Ralliés autour de la couleur verte, les partisans de la légalisation de l’IVG ont fait une intense campagne sur les réseaux sociaux. En particulier la Campagne pour un avortement légal, sûr et gratuit, qui regroupe plus de 300 organisations féministes, déjà très mobilisées en 2018. « Aujourd’hui, nous espérons que la loi va passer (…) pour que les femmes arrêtent de mourir à cause d’avortements clandestins », déclarait la militante socialiste féministe Cele Fierro, aborant un masque vert.
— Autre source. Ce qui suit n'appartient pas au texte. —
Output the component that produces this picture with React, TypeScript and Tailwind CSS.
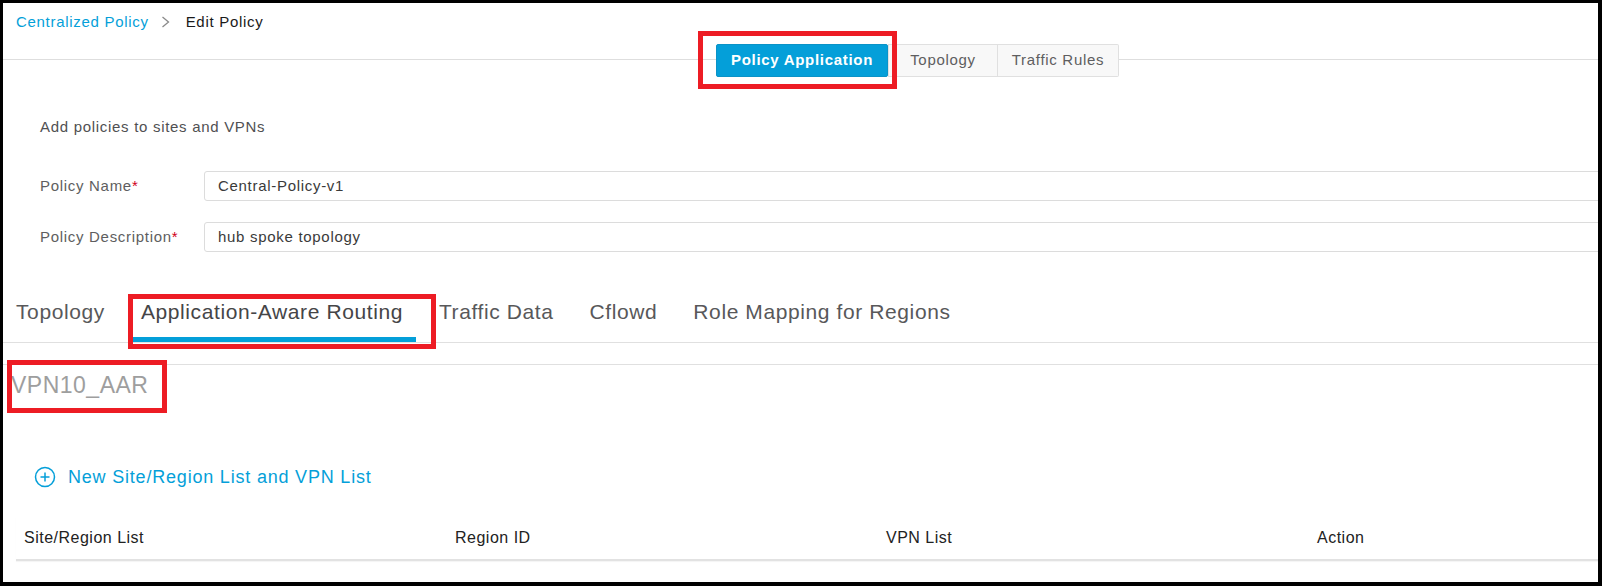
import React from 'react';

const tabs = ['Topology', 'Application-Aware Routing', 'Traffic Data', 'Cflowd', 'Role Mapping for Regions'];

function Field({ label, value }: { label: string; value: string }) {
  return (
    <div className="flex items-center h-[30px]">
      <div className="w-[164px] leading-[20px] text-[#5e5e60]">
        {label}
        <span className="text-[#d0021b]">*</span>
      </div>
      <div className="flex-1 -mr-[20px] h-[30px] flex items-center border border-[#dcdcdc] rounded-[3px] pl-[13px] text-[#3a3a3a]">
        {value}
      </div>
    </div>
  );
}

export default function App() {
  return (
    <div
      className="w-[1602px] h-[586px] bg-black pt-[3px] pl-[3px] pr-[4px] pb-[4px]"
      style={{ fontFamily: '"Liberation Sans", Arial, sans-serif' }}
    >
      <div className="relative h-full w-full bg-white overflow-hidden text-[15px] tracking-[0.7px]">
        {/* breadcrumb */}
        <div className="h-[37px] flex items-center pl-[13px] leading-[20px]">
          <span className="text-[#049fd9]">Centralized Policy</span>
          <svg className="ml-[12px]" width="9" height="12" viewBox="0 0 9 12" fill="none">
            <path d="M1.5 1l6 5-6 5" stroke="#8a8a8a" strokeWidth="1.3" />
          </svg>
          <span className="ml-[16px] text-[#1a1a1a]">Edit Policy</span>
        </div>

        {/* segmented control */}
        <div className="mt-[4px] flex items-start h-[33px]">
          <div className="mt-[15px] h-px w-[713px] bg-[#dedede]" />
          <button className="w-[172px] h-[33px] bg-[#049fd9] border border-[#0b93c7] rounded-[2px] text-white font-bold">
            Policy Application
          </button>
          <button className="w-[110px] h-[33px] bg-[#f8f8f8] border border-[#e0e0e0] text-[#5e5e60]">
            Topology
          </button>
          <button className="w-[121px] h-[33px] bg-[#f8f8f8] border border-l-0 border-[#e0e0e0] rounded-r-[2px] text-[#5e5e60]">
            Traffic Rules
          </button>
          <div className="mt-[15px] h-px flex-1 bg-[#dedede]" />
        </div>

        {/* form */}
        <div className="pl-[37px]">
          <p className="mt-[40px] leading-[20px] text-[#505052]">Add policies to sites and VPNs</p>
          <div className="mt-[34px]">
            <Field label="Policy Name" value="Central-Policy-v1" />
          </div>
          <div className="mt-[21px]">
            <Field label="Policy Description" value="hub spoke topology" />
          </div>
        </div>

        {/* tabs */}
        <div className="mt-[40px] flex gap-[10px] border-b border-[#e0e0e0] text-[21px] tracking-[0.6px]">
          {tabs.map((t, i) => (
            <div
              key={t}
              className={
                'px-[13px] pt-[6px] pb-[11px] leading-[28px] border-b-[5px] ' +
                (i === 1 ? 'border-[#049fd9] text-[#454547]' : 'border-transparent text-[#58585a]')
              }
            >
              {t}
            </div>
          ))}
        </div>

        {/* section */}
        <div className="mt-[21px] border-t border-[#e0e0e0] pt-[5px] pl-[8px]">
          <div className="text-[23px] leading-[30px] tracking-[0.5px] text-[#9e9e9e]">VPN10_AAR</div>
        </div>

        <div className="mt-[65px] pl-[30px] flex items-center h-[24px] text-[#049fd9]">
          <svg width="24" height="24" viewBox="0 0 24 24" fill="none" stroke="#049fd9" strokeWidth="1.5">
            <circle cx="12" cy="12" r="9.5" />
            <path d="M12 7.5v9M7.5 12h9" />
          </svg>
          <span className="ml-[11px] text-[18px] leading-[24px] tracking-[0.8px]">New Site/Region List and VPN List</span>
        </div>

        {/* table header */}
        <div className="mt-[28px] ml-[13px] grid grid-cols-[431px_431px_431px_1fr] h-[44px] border-b-2 border-[#e2e2e2] text-[16px] tracking-[0.5px] text-[#222] shadow-[0_1px_1px_rgba(0,0,0,0.04)]">
          {['Site/Region List', 'Region ID', 'VPN List', 'Action'].map((h) => (
            <div key={h} className="pl-[8px] flex items-center leading-[24px]">
              {h}
            </div>
          ))}
        </div>

        {/* annotation boxes */}
        <div className="absolute left-[695px] top-[28px] w-[199px] h-[58px] border-[5px] border-[#ed1c24]" />
        <div className="absolute left-[125px] top-[291px] w-[308px] h-[55px] border-[5px] border-[#ed1c24]" />
        <div className="absolute left-[4px] top-[357px] w-[160px] h-[53px] border-[5px] border-[#ed1c24]" />
      </div>
    </div>
  );
}
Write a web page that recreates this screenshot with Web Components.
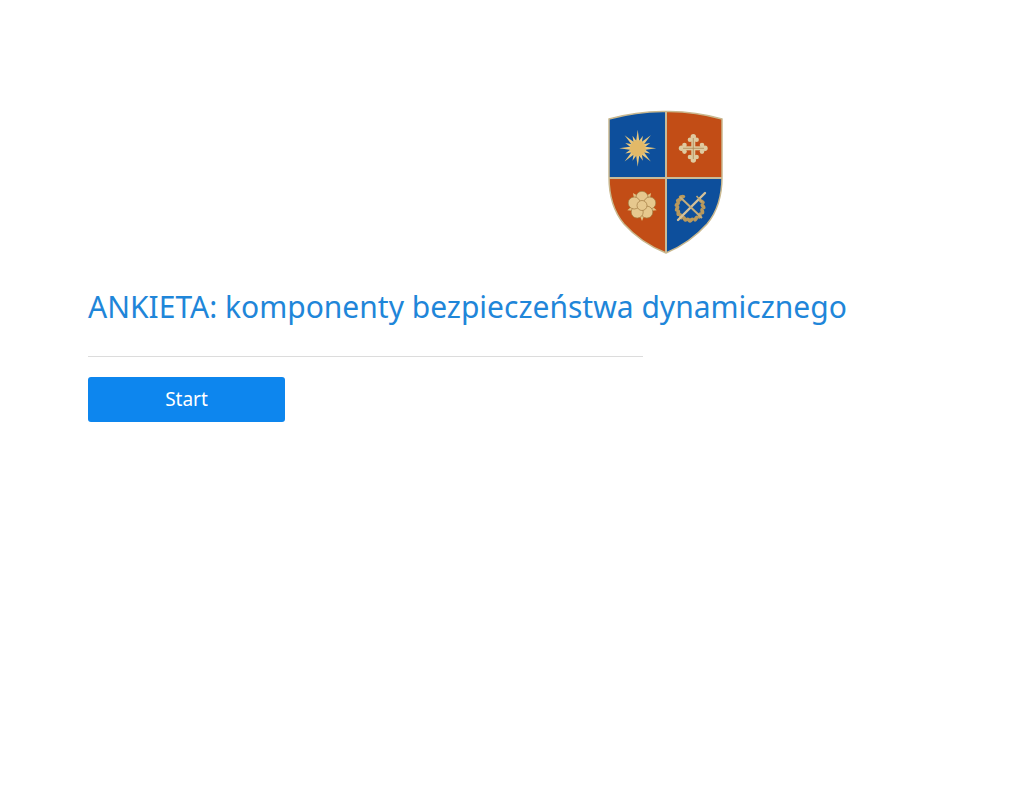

A l’annonce de l’adoption du texte de loi, elle se félicite et remercie : Selon le gouvernement, entre 370 000 et 520 000 avortements clandestins sont pratiqués chaque année dans le pays de 44 millions d’habitants, où 38 000 femmes sont hospitalisées pour complications lors d’avortements clandestins. Pour tenter de convaincre les sénateurs de voter le texte, le gouvernement incluait la possibilité pour les médecins de faire valoir leur « objection de conscience ». Parallèlement, un autre projet de loi créé une allocation des « 1000 jours » destinée à soutenir les mères de famille pendant leur grossesse et les premières années de l’enfant, de façon à réduire les avortements pour raisons économiques.
Avec ce texte, l’Argentine rejoint Cuba, l’Uruguay, le Guyana et la province de Mexico, l’Etat de Oaxaca au Mexique, les seuls à autoriser l’IVG sans conditions en Amérique latine.